- _Exercise goal_
Wherever a line in the data below holds "Rebuild", copy that line.

- _Dataset records_

┌──

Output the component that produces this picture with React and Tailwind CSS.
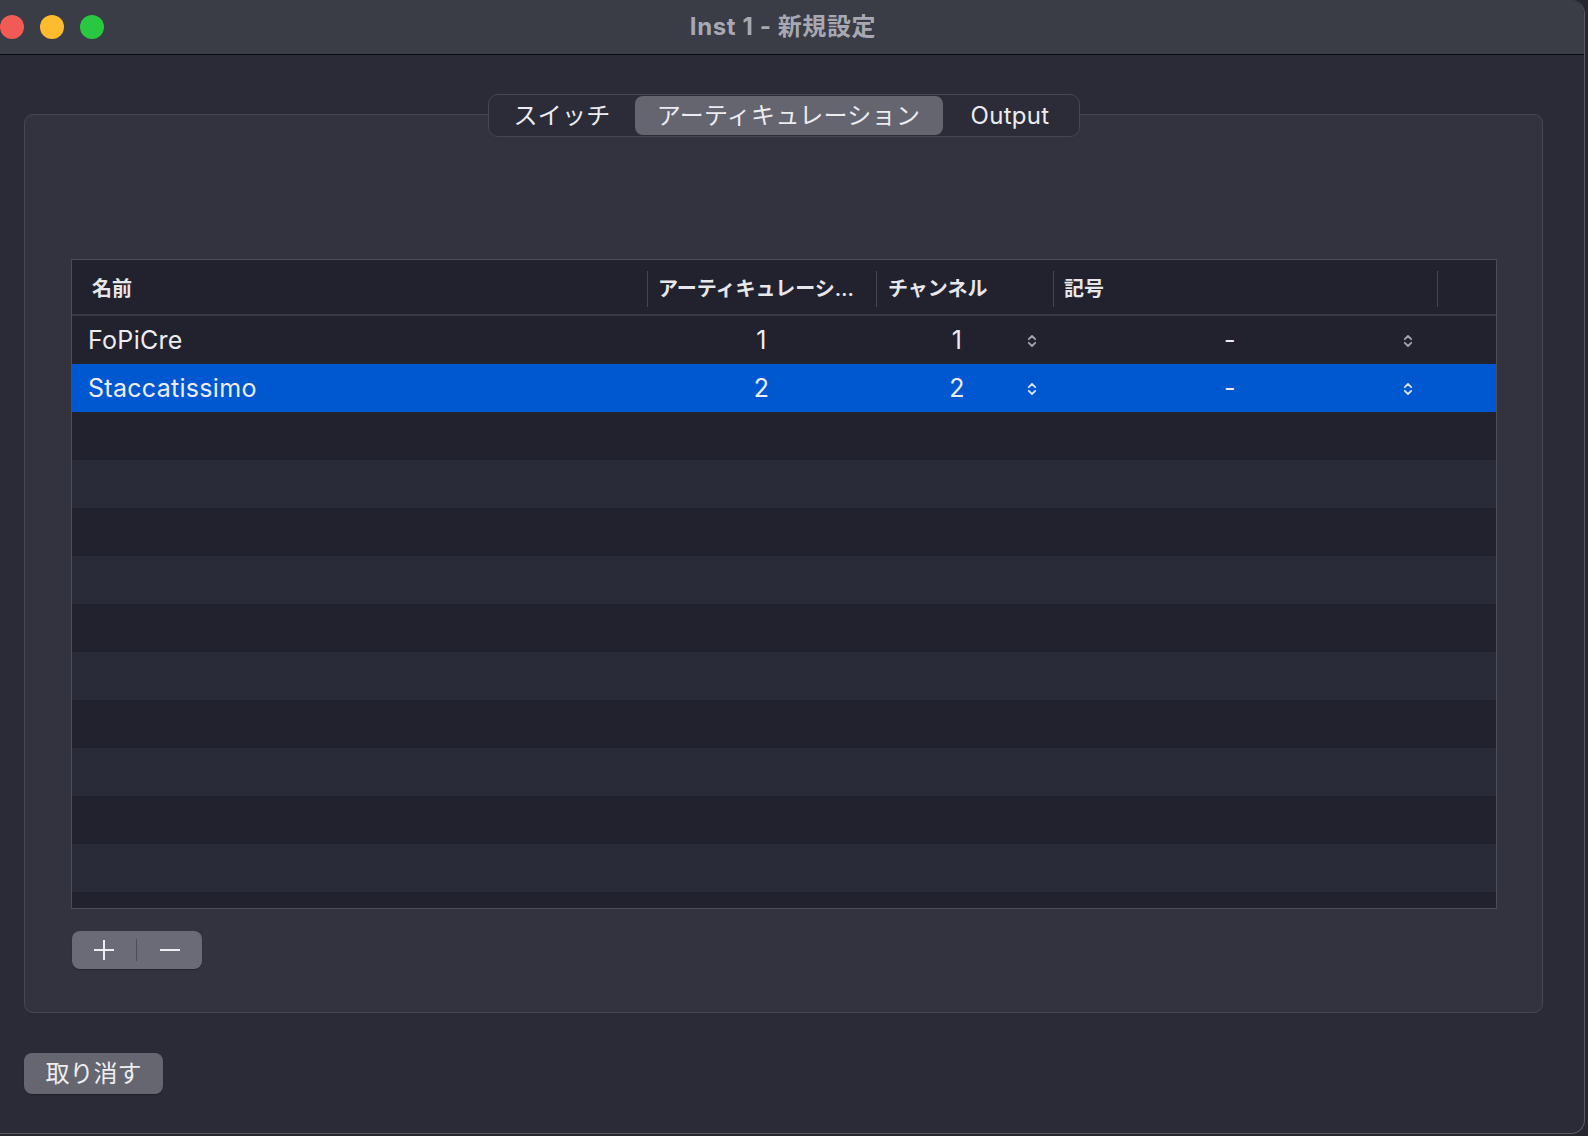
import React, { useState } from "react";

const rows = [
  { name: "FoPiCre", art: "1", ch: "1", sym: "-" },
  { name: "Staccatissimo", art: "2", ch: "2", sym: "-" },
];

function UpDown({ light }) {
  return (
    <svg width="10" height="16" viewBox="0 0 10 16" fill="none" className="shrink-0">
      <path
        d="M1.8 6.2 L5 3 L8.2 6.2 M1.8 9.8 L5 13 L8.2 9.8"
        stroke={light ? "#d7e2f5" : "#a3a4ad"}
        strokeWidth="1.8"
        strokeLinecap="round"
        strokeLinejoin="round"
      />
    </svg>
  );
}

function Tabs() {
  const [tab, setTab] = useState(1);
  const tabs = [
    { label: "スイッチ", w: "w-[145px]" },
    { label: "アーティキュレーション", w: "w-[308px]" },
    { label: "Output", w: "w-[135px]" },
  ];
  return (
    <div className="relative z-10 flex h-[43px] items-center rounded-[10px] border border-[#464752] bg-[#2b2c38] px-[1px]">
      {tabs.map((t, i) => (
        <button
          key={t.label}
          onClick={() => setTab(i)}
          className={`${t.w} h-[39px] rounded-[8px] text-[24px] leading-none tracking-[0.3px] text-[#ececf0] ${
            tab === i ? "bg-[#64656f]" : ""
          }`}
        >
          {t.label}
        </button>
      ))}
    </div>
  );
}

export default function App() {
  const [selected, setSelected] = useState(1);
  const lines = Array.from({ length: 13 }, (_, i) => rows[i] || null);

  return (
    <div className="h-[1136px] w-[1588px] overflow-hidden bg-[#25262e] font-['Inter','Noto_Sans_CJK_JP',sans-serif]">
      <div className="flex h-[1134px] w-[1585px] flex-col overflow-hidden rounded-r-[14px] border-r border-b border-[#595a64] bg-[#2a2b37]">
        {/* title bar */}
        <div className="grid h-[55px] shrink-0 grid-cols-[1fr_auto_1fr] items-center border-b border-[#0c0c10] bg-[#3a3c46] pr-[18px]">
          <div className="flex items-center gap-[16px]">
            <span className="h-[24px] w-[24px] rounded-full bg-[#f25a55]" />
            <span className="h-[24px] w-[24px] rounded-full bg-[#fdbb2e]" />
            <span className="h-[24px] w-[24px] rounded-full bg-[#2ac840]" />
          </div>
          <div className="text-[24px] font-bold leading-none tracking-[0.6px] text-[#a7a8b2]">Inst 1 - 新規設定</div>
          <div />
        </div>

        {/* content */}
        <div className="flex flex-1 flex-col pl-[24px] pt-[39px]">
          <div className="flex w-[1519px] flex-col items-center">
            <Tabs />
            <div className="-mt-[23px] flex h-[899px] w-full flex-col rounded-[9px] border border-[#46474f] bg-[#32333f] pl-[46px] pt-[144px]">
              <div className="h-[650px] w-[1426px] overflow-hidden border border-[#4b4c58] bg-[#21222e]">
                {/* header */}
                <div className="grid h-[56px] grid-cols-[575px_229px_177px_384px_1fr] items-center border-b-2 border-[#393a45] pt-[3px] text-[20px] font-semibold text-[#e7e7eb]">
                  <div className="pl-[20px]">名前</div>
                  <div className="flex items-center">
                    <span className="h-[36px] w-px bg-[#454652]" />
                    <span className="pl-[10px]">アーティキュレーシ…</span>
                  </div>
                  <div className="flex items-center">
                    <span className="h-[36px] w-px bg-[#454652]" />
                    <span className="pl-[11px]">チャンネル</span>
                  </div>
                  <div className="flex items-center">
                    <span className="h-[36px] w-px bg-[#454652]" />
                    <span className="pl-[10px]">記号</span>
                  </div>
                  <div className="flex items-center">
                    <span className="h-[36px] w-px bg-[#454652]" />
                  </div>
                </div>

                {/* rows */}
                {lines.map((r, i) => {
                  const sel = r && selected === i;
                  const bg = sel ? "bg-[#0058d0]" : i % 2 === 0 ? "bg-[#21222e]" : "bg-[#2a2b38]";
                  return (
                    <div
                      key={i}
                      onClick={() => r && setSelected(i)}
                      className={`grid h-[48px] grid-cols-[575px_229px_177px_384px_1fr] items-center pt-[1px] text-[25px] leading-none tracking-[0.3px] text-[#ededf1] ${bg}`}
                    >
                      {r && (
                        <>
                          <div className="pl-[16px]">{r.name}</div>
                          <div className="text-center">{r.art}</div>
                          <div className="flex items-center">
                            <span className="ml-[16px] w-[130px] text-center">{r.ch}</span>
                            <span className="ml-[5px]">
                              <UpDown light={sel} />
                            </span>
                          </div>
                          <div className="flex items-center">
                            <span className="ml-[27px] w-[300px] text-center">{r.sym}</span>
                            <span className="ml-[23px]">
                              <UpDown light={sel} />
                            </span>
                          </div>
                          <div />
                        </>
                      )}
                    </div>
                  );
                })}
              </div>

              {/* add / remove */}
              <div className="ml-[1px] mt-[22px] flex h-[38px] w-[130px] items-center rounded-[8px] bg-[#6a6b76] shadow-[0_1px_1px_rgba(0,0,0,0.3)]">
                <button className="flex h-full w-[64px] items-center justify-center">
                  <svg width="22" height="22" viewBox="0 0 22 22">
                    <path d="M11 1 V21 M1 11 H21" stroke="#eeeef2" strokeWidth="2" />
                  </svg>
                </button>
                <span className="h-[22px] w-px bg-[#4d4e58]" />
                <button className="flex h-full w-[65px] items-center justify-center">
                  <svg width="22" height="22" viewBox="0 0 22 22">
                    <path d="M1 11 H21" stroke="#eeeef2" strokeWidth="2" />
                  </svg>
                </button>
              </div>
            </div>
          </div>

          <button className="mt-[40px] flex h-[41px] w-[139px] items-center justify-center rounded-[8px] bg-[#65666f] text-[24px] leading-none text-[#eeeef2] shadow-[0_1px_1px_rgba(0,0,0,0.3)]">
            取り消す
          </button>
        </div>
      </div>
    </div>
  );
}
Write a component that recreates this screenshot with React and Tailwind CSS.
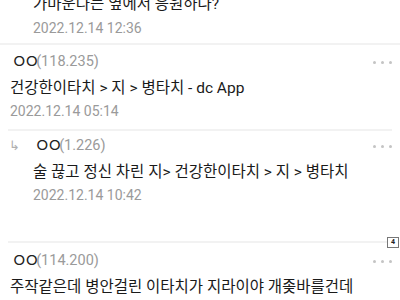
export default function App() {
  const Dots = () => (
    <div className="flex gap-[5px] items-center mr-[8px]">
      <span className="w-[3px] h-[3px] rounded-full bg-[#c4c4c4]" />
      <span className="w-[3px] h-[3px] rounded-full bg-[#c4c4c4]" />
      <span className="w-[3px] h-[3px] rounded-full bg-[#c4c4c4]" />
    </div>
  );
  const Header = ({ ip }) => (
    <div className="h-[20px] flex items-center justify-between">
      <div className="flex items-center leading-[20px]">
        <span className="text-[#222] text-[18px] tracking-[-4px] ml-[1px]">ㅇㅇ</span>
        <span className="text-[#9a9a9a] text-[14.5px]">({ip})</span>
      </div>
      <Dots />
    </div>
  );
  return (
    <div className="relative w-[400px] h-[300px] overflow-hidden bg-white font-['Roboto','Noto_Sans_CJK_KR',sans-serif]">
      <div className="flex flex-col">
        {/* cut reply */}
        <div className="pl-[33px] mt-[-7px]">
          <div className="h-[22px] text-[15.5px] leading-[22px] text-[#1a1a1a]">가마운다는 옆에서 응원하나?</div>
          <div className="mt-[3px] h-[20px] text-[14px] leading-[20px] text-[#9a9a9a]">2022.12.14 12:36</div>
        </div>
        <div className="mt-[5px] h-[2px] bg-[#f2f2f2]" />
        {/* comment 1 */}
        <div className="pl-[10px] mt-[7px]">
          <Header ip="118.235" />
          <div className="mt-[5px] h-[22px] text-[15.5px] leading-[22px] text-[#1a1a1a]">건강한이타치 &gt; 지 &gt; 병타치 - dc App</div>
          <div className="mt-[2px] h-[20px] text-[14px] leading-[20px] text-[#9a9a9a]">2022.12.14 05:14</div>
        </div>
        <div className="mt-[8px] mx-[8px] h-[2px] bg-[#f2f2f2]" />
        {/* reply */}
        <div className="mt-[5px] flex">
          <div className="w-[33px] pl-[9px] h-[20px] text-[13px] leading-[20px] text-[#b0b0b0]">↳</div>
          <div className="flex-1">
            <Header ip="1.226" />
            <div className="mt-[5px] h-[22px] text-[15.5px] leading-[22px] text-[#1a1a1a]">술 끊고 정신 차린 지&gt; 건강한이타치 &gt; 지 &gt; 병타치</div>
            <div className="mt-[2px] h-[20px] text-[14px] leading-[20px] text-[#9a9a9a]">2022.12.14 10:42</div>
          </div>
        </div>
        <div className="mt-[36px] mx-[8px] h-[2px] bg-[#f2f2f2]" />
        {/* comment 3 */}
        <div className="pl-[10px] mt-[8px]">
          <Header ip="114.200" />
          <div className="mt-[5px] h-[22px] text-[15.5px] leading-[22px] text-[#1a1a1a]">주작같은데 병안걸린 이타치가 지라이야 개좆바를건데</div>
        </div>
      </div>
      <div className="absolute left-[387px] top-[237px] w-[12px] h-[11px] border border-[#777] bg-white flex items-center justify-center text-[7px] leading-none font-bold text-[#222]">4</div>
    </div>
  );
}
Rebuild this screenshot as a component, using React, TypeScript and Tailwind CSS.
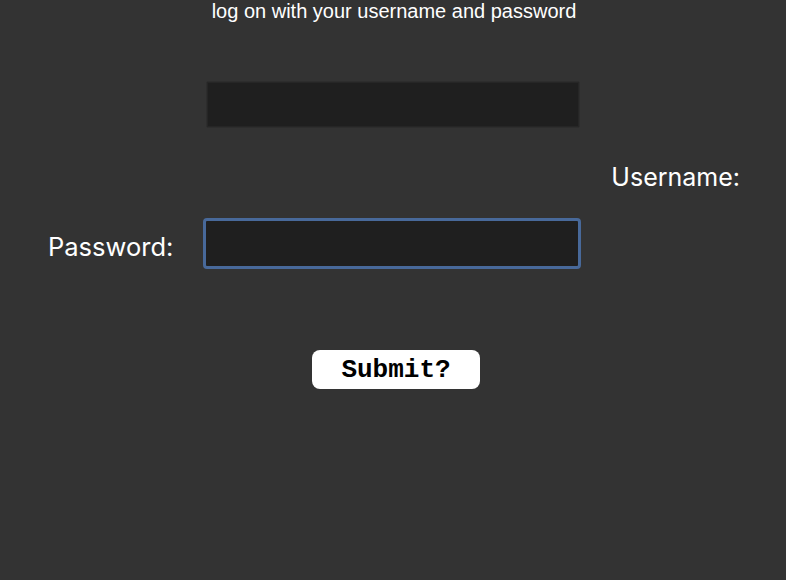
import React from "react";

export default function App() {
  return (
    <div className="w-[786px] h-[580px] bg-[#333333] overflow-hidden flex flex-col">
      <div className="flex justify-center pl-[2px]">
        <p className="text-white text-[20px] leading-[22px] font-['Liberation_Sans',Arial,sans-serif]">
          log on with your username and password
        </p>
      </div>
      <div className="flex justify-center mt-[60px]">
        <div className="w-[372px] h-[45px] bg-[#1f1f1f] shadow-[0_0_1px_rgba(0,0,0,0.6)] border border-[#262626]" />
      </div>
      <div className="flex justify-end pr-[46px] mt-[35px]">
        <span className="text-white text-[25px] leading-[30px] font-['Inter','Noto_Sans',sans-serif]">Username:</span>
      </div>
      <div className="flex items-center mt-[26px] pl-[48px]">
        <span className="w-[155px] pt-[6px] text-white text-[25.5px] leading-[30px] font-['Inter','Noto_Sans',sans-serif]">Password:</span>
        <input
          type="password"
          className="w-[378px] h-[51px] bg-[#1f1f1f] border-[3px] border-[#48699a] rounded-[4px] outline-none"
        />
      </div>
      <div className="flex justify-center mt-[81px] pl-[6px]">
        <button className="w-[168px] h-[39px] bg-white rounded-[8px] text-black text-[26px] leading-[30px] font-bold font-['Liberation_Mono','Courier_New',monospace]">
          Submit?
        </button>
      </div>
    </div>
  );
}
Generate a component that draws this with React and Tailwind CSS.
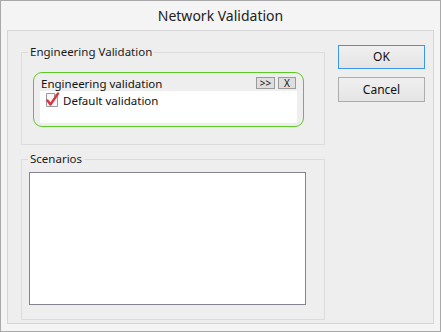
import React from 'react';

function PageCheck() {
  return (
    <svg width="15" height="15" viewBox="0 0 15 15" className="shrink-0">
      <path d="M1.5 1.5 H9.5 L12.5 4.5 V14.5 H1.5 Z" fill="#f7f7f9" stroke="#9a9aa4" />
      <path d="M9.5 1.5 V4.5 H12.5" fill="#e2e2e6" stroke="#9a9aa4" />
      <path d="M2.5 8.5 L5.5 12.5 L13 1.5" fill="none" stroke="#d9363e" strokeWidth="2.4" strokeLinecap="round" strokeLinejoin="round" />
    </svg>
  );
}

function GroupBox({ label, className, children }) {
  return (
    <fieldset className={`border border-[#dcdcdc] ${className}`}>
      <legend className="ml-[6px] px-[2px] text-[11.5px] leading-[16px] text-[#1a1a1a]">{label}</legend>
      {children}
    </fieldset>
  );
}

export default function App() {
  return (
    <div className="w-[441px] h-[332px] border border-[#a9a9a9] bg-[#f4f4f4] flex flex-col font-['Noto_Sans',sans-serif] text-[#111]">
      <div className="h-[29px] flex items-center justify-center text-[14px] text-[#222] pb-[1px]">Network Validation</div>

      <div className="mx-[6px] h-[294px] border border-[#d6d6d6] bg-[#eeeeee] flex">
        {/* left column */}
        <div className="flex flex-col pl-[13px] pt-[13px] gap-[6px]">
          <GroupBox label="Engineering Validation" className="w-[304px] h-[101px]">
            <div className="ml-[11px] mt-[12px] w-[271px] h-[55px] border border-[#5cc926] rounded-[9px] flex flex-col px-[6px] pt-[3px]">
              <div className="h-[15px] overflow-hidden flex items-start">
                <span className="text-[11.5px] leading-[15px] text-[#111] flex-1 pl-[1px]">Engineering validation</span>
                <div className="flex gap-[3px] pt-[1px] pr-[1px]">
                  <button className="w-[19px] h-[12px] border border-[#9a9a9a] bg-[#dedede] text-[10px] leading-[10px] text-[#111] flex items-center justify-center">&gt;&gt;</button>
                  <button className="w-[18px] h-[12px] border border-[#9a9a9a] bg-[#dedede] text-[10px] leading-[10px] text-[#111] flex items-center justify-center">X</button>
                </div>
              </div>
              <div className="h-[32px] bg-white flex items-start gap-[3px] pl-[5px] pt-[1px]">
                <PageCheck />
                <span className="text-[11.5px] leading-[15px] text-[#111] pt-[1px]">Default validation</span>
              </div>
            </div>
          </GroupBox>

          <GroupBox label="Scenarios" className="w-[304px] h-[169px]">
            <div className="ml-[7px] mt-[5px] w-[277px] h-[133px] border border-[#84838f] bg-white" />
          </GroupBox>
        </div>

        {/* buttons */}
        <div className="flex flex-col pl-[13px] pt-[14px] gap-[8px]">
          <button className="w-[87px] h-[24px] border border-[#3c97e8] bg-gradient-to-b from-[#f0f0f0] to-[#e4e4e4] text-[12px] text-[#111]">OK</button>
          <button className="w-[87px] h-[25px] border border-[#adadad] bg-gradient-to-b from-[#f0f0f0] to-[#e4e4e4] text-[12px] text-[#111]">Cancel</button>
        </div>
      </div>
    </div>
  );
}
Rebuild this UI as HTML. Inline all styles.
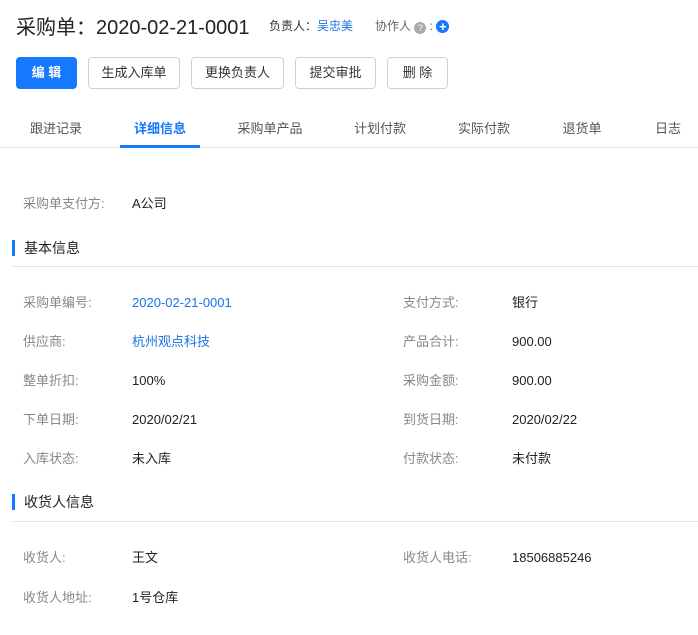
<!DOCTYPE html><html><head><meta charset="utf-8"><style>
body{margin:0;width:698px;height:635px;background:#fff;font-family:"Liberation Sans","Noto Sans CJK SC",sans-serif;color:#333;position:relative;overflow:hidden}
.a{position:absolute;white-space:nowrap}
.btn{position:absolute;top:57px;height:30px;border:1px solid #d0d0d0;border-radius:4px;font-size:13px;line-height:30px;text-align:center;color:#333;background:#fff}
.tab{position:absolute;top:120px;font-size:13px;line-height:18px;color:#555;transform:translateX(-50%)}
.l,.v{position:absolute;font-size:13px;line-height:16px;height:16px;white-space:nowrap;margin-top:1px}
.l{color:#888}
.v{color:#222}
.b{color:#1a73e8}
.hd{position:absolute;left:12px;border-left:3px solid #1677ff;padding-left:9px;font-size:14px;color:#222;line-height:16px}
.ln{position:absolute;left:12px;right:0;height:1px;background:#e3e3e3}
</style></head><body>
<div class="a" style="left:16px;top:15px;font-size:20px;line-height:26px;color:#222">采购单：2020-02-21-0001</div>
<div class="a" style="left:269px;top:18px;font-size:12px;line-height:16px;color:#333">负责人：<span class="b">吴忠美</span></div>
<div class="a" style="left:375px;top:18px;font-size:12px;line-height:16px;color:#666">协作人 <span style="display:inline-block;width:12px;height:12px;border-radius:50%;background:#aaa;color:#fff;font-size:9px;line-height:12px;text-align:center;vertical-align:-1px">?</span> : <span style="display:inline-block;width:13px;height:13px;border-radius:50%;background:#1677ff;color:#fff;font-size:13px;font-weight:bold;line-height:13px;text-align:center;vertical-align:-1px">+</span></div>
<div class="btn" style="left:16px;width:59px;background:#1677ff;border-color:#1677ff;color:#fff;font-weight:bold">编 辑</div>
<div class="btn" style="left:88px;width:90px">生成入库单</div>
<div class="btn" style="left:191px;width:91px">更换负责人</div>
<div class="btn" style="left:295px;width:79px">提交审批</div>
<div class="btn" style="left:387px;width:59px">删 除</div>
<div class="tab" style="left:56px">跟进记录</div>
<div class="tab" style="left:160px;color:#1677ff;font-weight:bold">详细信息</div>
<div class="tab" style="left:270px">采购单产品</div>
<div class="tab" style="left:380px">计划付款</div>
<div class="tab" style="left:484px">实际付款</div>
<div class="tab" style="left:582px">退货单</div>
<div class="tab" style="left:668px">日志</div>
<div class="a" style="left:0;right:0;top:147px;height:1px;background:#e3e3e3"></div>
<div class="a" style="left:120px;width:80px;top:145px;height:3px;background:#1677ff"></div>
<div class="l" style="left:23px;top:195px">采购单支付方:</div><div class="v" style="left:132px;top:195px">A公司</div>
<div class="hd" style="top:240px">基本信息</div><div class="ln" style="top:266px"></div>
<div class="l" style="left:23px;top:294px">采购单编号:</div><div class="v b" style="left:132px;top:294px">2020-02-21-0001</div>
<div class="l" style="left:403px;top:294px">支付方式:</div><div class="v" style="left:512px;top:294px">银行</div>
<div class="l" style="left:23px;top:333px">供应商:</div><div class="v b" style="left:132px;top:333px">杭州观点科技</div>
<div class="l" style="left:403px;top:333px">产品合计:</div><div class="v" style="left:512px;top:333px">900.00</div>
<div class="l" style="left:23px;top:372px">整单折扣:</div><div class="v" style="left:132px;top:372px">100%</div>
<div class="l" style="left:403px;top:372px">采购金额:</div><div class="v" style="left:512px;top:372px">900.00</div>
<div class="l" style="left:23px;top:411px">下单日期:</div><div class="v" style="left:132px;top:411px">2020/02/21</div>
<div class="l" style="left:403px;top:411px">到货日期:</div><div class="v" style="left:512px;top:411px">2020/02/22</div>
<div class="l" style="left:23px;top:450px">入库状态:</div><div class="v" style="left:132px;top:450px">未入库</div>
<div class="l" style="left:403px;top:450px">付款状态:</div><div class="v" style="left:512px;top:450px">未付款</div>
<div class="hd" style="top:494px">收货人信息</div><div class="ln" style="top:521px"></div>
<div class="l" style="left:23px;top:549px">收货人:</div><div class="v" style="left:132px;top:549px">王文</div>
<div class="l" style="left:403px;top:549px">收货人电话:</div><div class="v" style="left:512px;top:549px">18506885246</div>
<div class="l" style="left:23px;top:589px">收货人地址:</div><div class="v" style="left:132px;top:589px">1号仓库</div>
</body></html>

└──

- _Solution below_
Rebuild this screenshot as a component, using React, TypeScript and Tailwind CSS.
Rebuild this UI as HTML. Inline all styles.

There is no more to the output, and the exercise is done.